Wie ist der Erlös aus dem Pfandverkauf rechtlich zu behandeln?
Der Erlös des Pfandverkaufs dient gemäß § 367 BGB (analog anwendbar) zunächst zur Befriedigung der gesicherten Forderung einschließlich Zinsen und Kosten der Verwertung. Übersteigt der Erlös die gesicherte Forderung und die Verwertungskosten, ist der Überschuss dem Verpfänder herauszugeben. Reicht der Erlös hingegen nicht zur vollständigen Tilgung, kann der Gläubiger für den Restbetrag gegebenenfalls auf den Schuldner zurückgreifen, sofern keine Haftungsbeschränkung vereinbart wurde.
Welche Rechte stehen dem Verpfänder nach erfolgtem Pfandverkauf zu?
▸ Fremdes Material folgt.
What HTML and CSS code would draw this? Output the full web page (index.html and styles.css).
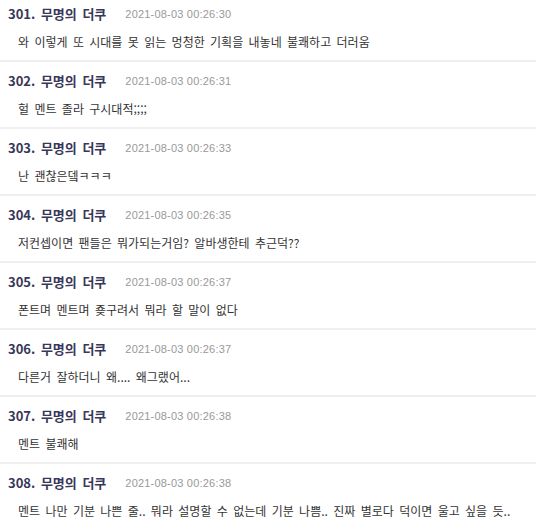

Nach dem Pfandverkauf stehen dem Verpfänder insbesondere Auskunfts- und Rechnungslegungsansprüche gegen den Gläubiger zu, um die Richtigkeit und Rechtsmäßigkeit der Abwicklung zu überprüfen. Dies umfasst den Anspruch auf Mitteilung des erzielten Verkaufserlöses, der entstandenen Kosten und der Verrechnung auf die gesicherte Forderung. Etwaige Überschüsse sind unverzüglich an den Verpfänder auszuzahlen. Darüber hinaus kann der Verpfänder Schadensersatz verlangen, sofern der Pfandverkauf fehlerhaft oder rechtswidrig durchgeführt wurde.
Welche besonderen Vorschriften gelten für den Pfandverkauf bei verschiedenen Pfandarten (z.B. bewegliche Sachen, Rechte, Wertpapiere)?
Die Verwertungsvorschriften unterscheiden sich je nach Art des Pfandes. Für bewegliche Sachen gilt regelmäßig § 1245 BGB, nach dem grundsätzlich eine öffentliche Versteigerung durchzuführen ist. Bei Wertpapieren ist nach § 1293 BGB in vielen Fällen ein freihändiger Verkauf zulässig, insbesondere bei börsengehandelten Papieren, um Wertverluste zu vermeiden. Bei Rechten gelten spezielle Verwertungsvorschriften gemäß §§ 1273 ff. BGB, etwa bei der Zwangsvollstreckung von Forderungen. Zu beachten sind stets etwaige vorrangige gesetzliche Sonderbestimmungen oder vertraglich vereinbarte abweichende Verwertungsmodalitäten, soweit diese zum Nachteil des Verpfänders nicht unzulässig sind.